Hollywood is regularly churning out super hero movies and their sequels. At the moment they seem to be almost a sure thing at the box office. Iron Man, Spider Man, Batman and Captain America all seem to capture the imagination of the people as they pay big movie theater prices to see these super humans. It is obvious that “super” is what the people want to see.
What if there was a hero named Mediocrity Man? He had super powers that were inside of him but he was afraid of them. Any time that he saw himself do something out of the ordinary, he would instantly recoil and deny his abilities. Rather than keeping his secret identity from everyone else, he would hide or deny his powers to himself. What if Clark Kent never changed into Superman? Would you watch that movie? Of course not.
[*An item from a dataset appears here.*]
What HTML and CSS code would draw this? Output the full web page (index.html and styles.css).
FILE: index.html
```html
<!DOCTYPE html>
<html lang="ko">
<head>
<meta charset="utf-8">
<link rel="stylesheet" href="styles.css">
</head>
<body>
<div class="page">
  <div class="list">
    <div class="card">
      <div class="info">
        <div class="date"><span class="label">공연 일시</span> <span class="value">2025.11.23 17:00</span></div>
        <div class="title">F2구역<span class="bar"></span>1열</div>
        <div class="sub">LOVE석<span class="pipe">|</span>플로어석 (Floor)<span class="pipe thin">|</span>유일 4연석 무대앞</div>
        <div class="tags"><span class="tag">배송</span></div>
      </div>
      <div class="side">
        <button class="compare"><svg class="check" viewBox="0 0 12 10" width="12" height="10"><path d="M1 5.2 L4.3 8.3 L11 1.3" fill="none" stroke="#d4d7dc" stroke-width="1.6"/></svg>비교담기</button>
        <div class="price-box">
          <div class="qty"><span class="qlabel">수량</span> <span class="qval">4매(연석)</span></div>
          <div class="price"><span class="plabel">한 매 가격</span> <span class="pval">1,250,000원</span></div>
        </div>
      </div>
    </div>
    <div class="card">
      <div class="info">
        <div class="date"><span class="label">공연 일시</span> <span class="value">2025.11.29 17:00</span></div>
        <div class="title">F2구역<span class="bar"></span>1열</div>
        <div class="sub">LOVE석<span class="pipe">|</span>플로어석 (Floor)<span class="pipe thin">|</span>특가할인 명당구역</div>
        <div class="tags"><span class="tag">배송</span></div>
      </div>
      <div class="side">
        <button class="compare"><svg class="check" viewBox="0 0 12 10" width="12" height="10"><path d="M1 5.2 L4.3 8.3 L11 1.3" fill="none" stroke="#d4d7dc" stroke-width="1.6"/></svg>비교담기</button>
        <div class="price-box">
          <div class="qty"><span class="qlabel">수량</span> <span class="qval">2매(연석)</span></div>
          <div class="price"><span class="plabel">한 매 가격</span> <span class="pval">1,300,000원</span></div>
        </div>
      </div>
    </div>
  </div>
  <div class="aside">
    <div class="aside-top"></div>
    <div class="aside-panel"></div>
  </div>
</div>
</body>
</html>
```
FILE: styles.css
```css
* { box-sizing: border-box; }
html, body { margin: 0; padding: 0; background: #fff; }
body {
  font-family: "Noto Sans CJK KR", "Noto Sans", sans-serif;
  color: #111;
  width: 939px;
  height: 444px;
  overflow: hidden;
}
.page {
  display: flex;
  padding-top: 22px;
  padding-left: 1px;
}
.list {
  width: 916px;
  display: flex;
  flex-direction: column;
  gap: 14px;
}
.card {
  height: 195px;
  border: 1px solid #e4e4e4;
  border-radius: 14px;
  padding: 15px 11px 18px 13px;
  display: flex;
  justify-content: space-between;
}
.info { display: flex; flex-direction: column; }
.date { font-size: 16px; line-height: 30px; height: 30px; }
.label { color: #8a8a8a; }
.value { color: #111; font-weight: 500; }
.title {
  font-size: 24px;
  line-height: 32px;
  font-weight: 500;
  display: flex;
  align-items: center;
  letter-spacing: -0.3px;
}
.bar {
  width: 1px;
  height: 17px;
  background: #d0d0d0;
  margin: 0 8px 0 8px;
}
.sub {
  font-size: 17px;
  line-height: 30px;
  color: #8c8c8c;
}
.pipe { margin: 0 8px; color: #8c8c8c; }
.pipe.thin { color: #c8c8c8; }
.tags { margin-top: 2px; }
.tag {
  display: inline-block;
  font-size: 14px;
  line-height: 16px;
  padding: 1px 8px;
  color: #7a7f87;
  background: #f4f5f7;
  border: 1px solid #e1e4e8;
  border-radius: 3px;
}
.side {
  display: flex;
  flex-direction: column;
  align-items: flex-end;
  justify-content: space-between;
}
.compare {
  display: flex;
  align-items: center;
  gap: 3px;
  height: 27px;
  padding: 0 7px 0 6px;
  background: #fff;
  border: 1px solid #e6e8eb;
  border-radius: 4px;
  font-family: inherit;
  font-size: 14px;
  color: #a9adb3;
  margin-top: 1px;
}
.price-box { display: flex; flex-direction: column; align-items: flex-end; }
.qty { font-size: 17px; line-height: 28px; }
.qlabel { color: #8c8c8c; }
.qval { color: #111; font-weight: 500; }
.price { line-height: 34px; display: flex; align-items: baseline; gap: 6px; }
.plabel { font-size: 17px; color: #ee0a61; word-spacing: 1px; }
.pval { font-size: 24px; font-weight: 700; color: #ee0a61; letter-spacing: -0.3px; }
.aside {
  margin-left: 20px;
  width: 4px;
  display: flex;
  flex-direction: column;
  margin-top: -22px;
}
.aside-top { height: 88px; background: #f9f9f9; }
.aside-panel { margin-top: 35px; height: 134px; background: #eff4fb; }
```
If this hero existed, why would he hide his powers? The reasons would be the same that you or I don’t do the things that would produce greatness.
- It’s too hard.
- It will take too long.
- I might not succeed.
- Or worse, I might succeed and the people would expect more out of me.
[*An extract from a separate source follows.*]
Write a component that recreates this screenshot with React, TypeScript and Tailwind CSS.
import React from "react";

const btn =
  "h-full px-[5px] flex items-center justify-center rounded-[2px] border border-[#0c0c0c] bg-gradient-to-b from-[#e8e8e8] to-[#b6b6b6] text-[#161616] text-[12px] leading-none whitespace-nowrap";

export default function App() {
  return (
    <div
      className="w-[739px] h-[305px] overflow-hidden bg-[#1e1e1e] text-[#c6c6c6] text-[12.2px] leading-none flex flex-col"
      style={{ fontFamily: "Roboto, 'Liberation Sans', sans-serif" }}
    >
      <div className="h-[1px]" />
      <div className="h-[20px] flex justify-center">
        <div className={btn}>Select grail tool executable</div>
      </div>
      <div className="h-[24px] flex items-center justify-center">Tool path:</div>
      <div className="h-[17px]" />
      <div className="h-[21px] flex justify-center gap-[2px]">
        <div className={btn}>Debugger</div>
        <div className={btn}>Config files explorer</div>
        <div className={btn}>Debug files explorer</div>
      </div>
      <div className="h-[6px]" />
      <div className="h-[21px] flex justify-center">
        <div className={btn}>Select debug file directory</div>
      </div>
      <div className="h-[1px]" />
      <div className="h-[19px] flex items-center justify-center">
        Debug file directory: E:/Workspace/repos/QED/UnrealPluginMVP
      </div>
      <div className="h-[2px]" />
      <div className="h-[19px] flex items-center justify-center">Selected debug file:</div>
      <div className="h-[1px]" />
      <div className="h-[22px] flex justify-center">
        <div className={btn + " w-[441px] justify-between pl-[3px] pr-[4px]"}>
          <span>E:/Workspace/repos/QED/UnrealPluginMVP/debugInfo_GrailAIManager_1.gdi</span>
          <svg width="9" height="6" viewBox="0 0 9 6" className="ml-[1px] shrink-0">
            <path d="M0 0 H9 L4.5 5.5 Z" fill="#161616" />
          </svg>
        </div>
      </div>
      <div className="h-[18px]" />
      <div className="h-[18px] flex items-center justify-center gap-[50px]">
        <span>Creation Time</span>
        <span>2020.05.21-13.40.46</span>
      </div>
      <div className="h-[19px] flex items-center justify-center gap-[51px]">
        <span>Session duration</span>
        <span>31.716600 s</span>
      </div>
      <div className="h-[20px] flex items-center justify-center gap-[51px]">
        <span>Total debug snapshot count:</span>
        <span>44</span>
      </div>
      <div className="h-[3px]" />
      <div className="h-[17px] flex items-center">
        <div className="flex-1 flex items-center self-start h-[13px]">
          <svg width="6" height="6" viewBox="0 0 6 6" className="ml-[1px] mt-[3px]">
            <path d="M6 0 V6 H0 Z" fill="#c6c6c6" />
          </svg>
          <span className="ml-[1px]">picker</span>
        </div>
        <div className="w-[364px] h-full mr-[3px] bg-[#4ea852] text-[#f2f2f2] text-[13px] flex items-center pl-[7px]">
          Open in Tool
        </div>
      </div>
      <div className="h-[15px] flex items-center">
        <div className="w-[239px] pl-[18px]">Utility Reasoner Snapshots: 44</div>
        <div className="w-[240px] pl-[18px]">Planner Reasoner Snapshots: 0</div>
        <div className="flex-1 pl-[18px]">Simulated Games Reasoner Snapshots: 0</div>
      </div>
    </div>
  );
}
- I don’t want people to make fun of me.
- No one in my family, town, state or country has ever done it before, who am I to be first?
Imagine the Earth being filled with superheroes. What if people were getting most out of themselves every single day? What would that look like? I’ve been Mediocrity Man. I’ve traded in my cape for a t-shirt on a regular basis. Feeling comfortable in the cape is difficult because I know all of my faults, all of my weaknesses and every way that I have ever screwed up. The hero in the movie never falls for long. He gets his super powers and continues on until the world is safe again. For us regular heroes, it’s not a magic movie moment involving a radioactive spider or the destruction of Krypton that begins our ascent. It’s a consistent decision to be the best form of ourselves.
The story of Superman becomes very boring without Kryptonite. A man who is super strong, fast, invulnerable, can fly and shoots lasers from his eyes is not a compelling story. His abilities make him unbeatable. So defeating evil-doers is not a matter of ability, it’s a matter of time. Without Kryptonite, Superman’s story becomes one of an interplanetary janitor who is here to clean up our biggest societal messes. A completely infallible hero is difficult to sell but exposing his Achilles heel makes him a star.
The recognition of Kryptonite as the fuel that drives the story of Superman is not just comic book pontificating. It is the realization of exactly what makes our own lives worth living. Our Kryptonite is death. It may seem like the enemy but it is the thing that makes the moments of our lives matter. Without death, time is an inexhaustible currency that has no value to us personally. Frittering away minutes, hours or even years would be meaningless to the person who will live forever. The intrigue is gone because there is nothing at stake. This is great news!
The time that you do have is a gift. It has value to both you and the people that you touch throughout your life. Don’t become crippled by the fact that you will die some day. Be empowered by the fuel that it can give you to live with purpose and passion. Your existence is only a drop in the ocean of eternity. Make that drop count! The fact that your Kryptonite is out there somewhere in the future makes you both: powerful and meaningful. You’ve got one shot at this . Go for it!
Have a SUPER day! (Yes! That was cheesy! But what the hell!)
At one point in history, the transition from Clark Kent into Superman was done in a phone booth. The changing room for the “man of steel” was a utility of the every man. People could feel their own association to this man with supernatural powers by simply making a phone call. Unfortunately times have changed. The phone booths have disappeared and so have our beliefs in the possibility of greatness for the common man.
In the modern day, the only small changing room available to Superman would be a Port-o-Potty. As depressing as this may seem, perhaps it is the perfect mental picture for the situation of the day. Our inclination is no longer to believe in the magnificent or the awe-inspiring. Instead we assume that everything is a sham, fraud or ripoff. Our hope has been sullied by too many people that sought to capture our dollars and not our hearts. A hero of today almost has to rise out of the refuse because we tend to assume that squeaky clean is too good to be true. Or worse, we cannot believe in our own possibility for greatness because we know where we come from.
Clark Kent, the phone booth or the port-o-potty are all just a prelude to the magnificent. In our cynical world, it’s easy to poke holes in anything and find what is wrong. The measure of the hero is not in his lack of faults. The hero is measured by how consistently he shows up and does what other people cannot or will not. So do not assume because your story is not perfect that it is not your time to be the hero. At bare minimum there is at least one person in this world that needs you to show up every day and do whatever you’re able. That person is you! You’re the hero that you’ve been waiting for!